Given material »
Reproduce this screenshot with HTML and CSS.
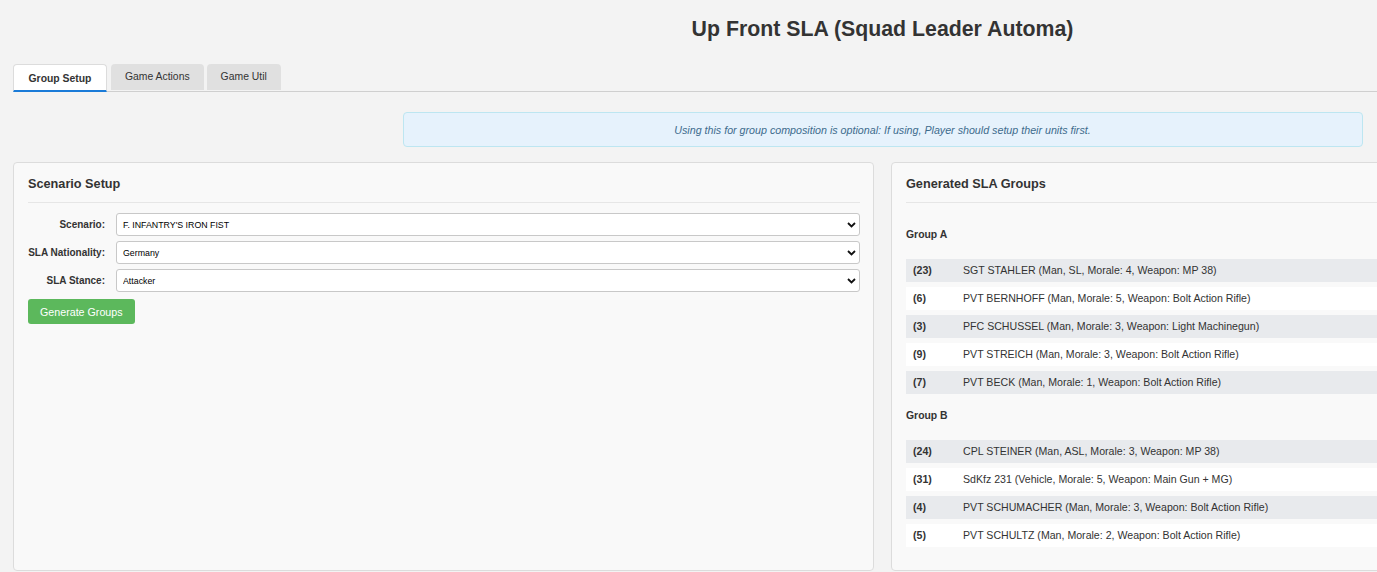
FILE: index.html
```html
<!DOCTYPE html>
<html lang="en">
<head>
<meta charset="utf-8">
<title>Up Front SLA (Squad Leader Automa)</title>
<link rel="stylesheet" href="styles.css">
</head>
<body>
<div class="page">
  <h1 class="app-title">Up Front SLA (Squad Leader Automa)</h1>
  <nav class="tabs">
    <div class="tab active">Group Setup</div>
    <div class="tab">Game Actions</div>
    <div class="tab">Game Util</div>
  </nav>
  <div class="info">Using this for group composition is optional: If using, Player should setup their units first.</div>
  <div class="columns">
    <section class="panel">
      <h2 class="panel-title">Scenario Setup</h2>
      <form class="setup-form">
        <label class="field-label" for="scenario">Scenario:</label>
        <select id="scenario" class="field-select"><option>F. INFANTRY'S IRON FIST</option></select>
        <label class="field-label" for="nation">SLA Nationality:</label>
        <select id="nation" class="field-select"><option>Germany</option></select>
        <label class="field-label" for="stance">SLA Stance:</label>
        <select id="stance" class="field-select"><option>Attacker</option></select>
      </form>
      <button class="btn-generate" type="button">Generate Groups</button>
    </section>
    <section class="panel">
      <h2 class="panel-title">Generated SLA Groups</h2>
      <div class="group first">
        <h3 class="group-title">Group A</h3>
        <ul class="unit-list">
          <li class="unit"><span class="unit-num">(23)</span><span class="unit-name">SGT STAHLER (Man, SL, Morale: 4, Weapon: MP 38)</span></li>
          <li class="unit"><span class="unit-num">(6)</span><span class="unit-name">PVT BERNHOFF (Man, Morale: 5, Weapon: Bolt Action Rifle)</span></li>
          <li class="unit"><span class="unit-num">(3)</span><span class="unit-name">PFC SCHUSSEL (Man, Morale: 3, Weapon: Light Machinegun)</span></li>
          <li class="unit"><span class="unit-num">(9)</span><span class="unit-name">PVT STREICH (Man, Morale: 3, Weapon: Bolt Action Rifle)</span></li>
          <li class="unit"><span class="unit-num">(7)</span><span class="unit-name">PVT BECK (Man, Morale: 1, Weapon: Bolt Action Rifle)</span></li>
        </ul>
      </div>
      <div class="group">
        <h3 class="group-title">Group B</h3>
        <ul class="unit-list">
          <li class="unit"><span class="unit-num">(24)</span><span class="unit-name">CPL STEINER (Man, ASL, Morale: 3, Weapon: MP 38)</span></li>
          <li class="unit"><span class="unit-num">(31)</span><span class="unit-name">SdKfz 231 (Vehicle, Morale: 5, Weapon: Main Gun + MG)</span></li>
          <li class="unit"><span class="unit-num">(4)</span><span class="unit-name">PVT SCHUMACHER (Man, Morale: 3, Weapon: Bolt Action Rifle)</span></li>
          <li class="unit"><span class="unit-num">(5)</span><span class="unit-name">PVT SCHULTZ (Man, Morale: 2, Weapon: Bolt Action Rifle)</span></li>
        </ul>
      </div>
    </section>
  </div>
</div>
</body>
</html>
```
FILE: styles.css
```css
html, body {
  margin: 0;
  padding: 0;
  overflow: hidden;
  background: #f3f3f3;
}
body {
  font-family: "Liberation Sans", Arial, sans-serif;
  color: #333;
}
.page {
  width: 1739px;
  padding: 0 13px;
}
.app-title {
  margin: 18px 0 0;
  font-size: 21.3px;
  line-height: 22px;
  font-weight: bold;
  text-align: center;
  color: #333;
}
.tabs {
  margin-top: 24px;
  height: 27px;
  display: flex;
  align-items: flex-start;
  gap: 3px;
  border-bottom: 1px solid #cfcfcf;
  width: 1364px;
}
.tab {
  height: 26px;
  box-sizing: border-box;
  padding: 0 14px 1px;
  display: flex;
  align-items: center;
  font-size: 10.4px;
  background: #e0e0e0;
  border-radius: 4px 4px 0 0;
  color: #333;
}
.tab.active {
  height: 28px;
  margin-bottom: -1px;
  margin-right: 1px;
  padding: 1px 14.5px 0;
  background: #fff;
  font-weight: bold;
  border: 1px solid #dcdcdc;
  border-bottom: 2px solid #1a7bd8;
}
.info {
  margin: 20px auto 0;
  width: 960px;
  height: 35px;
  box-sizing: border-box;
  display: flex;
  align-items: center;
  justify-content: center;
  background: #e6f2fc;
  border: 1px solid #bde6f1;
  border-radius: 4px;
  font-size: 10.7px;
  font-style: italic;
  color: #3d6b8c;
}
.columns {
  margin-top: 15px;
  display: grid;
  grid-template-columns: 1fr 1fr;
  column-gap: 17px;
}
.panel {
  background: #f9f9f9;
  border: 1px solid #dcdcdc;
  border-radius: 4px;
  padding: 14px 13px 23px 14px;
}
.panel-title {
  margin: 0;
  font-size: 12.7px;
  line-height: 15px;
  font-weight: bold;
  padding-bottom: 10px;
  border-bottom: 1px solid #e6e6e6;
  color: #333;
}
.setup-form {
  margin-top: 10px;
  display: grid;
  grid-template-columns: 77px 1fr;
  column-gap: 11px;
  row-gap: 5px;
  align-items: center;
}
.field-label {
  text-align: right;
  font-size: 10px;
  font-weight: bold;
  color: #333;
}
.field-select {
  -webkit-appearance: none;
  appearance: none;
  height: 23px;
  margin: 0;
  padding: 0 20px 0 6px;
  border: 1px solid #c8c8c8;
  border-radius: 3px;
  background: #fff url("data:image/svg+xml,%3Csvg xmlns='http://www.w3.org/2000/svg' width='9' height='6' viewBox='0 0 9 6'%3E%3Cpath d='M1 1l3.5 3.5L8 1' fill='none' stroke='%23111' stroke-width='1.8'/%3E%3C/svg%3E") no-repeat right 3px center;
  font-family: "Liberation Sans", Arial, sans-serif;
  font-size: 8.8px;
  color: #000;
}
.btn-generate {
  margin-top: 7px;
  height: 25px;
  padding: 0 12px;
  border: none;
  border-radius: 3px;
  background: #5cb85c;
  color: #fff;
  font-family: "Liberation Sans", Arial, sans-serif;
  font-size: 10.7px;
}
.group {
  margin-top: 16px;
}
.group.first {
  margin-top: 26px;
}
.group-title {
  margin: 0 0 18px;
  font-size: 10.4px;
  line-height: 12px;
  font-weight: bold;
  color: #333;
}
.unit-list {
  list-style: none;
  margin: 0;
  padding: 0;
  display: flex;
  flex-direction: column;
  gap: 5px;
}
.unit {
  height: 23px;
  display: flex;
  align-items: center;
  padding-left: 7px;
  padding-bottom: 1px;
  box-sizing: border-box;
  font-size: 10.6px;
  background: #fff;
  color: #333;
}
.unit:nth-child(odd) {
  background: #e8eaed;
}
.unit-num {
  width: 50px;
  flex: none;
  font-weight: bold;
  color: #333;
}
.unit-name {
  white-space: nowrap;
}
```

Short task » Give an exact reproduction of every line, leaving out any picture.

Reply to the task »
Reproduce this screenshot with HTML and CSS.
FILE: index.html
```html
<!DOCTYPE html>
<html lang="en">
<head>
<meta charset="utf-8">
<title>Up Front SLA (Squad Leader Automa)</title>
<link rel="stylesheet" href="styles.css">
</head>
<body>
<div class="page">
  <h1 class="app-title">Up Front SLA (Squad Leader Automa)</h1>
  <nav class="tabs">
    <div class="tab active">Group Setup</div>
    <div class="tab">Game Actions</div>
    <div class="tab">Game Util</div>
  </nav>
  <div class="info">Using this for group composition is optional: If using, Player should setup their units first.</div>
  <div class="columns">
    <section class="panel">
      <h2 class="panel-title">Scenario Setup</h2>
      <form class="setup-form">
        <label class="field-label" for="scenario">Scenario:</label>
        <select id="scenario" class="field-select"><option>F. INFANTRY'S IRON FIST</option></select>
        <label class="field-label" for="nation">SLA Nationality:</label>
        <select id="nation" class="field-select"><option>Germany</option></select>
        <label class="field-label" for="stance">SLA Stance:</label>
        <select id="stance" class="field-select"><option>Attacker</option></select>
      </form>
      <button class="btn-generate" type="button">Generate Groups</button>
    </section>
    <section class="panel">
      <h2 class="panel-title">Generated SLA Groups</h2>
      <div class="group first">
        <h3 class="group-title">Group A</h3>
        <ul class="unit-list">
          <li class="unit"><span class="unit-num">(23)</span><span class="unit-name">SGT STAHLER (Man, SL, Morale: 4, Weapon: MP 38)</span></li>
          <li class="unit"><span class="unit-num">(6)</span><span class="unit-name">PVT BERNHOFF (Man, Morale: 5, Weapon: Bolt Action Rifle)</span></li>
          <li class="unit"><span class="unit-num">(3)</span><span class="unit-name">PFC SCHUSSEL (Man, Morale: 3, Weapon: Light Machinegun)</span></li>
          <li class="unit"><span class="unit-num">(9)</span><span class="unit-name">PVT STREICH (Man, Morale: 3, Weapon: Bolt Action Rifle)</span></li>
          <li class="unit"><span class="unit-num">(7)</span><span class="unit-name">PVT BECK (Man, Morale: 1, Weapon: Bolt Action Rifle)</span></li>
        </ul>
      </div>
      <div class="group">
        <h3 class="group-title">Group B</h3>
        <ul class="unit-list">
          <li class="unit"><span class="unit-num">(24)</span><span class="unit-name">CPL STEINER (Man, ASL, Morale: 3, Weapon: MP 38)</span></li>
          <li class="unit"><span class="unit-num">(31)</span><span class="unit-name">SdKfz 231 (Vehicle, Morale: 5, Weapon: Main Gun + MG)</span></li>
          <li class="unit"><span class="unit-num">(4)</span><span class="unit-name">PVT SCHUMACHER (Man, Morale: 3, Weapon: Bolt Action Rifle)</span></li>
          <li class="unit"><span class="unit-num">(5)</span><span class="unit-name">PVT SCHULTZ (Man, Morale: 2, Weapon: Bolt Action Rifle)</span></li>
        </ul>
      </div>
    </section>
  </div>
</div>
</body>
</html>
```
FILE: styles.css
```css
html, body {
  margin: 0;
  padding: 0;
  overflow: hidden;
  background: #f3f3f3;
}
body {
  font-family: "Liberation Sans", Arial, sans-serif;
  color: #333;
}
.page {
  width: 1739px;
  padding: 0 13px;
}
.app-title {
  margin: 18px 0 0;
  font-size: 21.3px;
  line-height: 22px;
  font-weight: bold;
  text-align: center;
  color: #333;
}
.tabs {
  margin-top: 24px;
  height: 27px;
  display: flex;
  align-items: flex-start;
  gap: 3px;
  border-bottom: 1px solid #cfcfcf;
  width: 1364px;
}
.tab {
  height: 26px;
  box-sizing: border-box;
  padding: 0 14px 1px;
  display: flex;
  align-items: center;
  font-size: 10.4px;
  background: #e0e0e0;
  border-radius: 4px 4px 0 0;
  color: #333;
}
.tab.active {
  height: 28px;
  margin-bottom: -1px;
  margin-right: 1px;
  padding: 1px 14.5px 0;
  background: #fff;
  font-weight: bold;
  border: 1px solid #dcdcdc;
  border-bottom: 2px solid #1a7bd8;
}
.info {
  margin: 20px auto 0;
  width: 960px;
  height: 35px;
  box-sizing: border-box;
  display: flex;
  align-items: center;
  justify-content: center;
  background: #e6f2fc;
  border: 1px solid #bde6f1;
  border-radius: 4px;
  font-size: 10.7px;
  font-style: italic;
  color: #3d6b8c;
}
.columns {
  margin-top: 15px;
  display: grid;
  grid-template-columns: 1fr 1fr;
  column-gap: 17px;
}
.panel {
  background: #f9f9f9;
  border: 1px solid #dcdcdc;
  border-radius: 4px;
  padding: 14px 13px 23px 14px;
}
.panel-title {
  margin: 0;
  font-size: 12.7px;
  line-height: 15px;
  font-weight: bold;
  padding-bottom: 10px;
  border-bottom: 1px solid #e6e6e6;
  color: #333;
}
.setup-form {
  margin-top: 10px;
  display: grid;
  grid-template-columns: 77px 1fr;
  column-gap: 11px;
  row-gap: 5px;
  align-items: center;
}
.field-label {
  text-align: right;
  font-size: 10px;
  font-weight: bold;
  color: #333;
}
.field-select {
  -webkit-appearance: none;
  appearance: none;
  height: 23px;
  margin: 0;
  padding: 0 20px 0 6px;
  border: 1px solid #c8c8c8;
  border-radius: 3px;
  background: #fff url("data:image/svg+xml,%3Csvg xmlns='http://www.w3.org/2000/svg' width='9' height='6' viewBox='0 0 9 6'%3E%3Cpath d='M1 1l3.5 3.5L8 1' fill='none' stroke='%23111' stroke-width='1.8'/%3E%3C/svg%3E") no-repeat right 3px center;
  font-family: "Liberation Sans", Arial, sans-serif;
  font-size: 8.8px;
  color: #000;
}
.btn-generate {
  margin-top: 7px;
  height: 25px;
  padding: 0 12px;
  border: none;
  border-radius: 3px;
  background: #5cb85c;
  color: #fff;
  font-family: "Liberation Sans", Arial, sans-serif;
  font-size: 10.7px;
}
.group {
  margin-top: 16px;
}
.group.first {
  margin-top: 26px;
}
.group-title {
  margin: 0 0 18px;
  font-size: 10.4px;
  line-height: 12px;
  font-weight: bold;
  color: #333;
}
.unit-list {
  list-style: none;
  margin: 0;
  padding: 0;
  display: flex;
  flex-direction: column;
  gap: 5px;
}
.unit {
  height: 23px;
  display: flex;
  align-items: center;
  padding-left: 7px;
  padding-bottom: 1px;
  box-sizing: border-box;
  font-size: 10.6px;
  background: #fff;
  color: #333;
}
.unit:nth-child(odd) {
  background: #e8eaed;
}
.unit-num {
  width: 50px;
  flex: none;
  font-weight: bold;
  color: #333;
}
.unit-name {
  white-space: nowrap;
}
```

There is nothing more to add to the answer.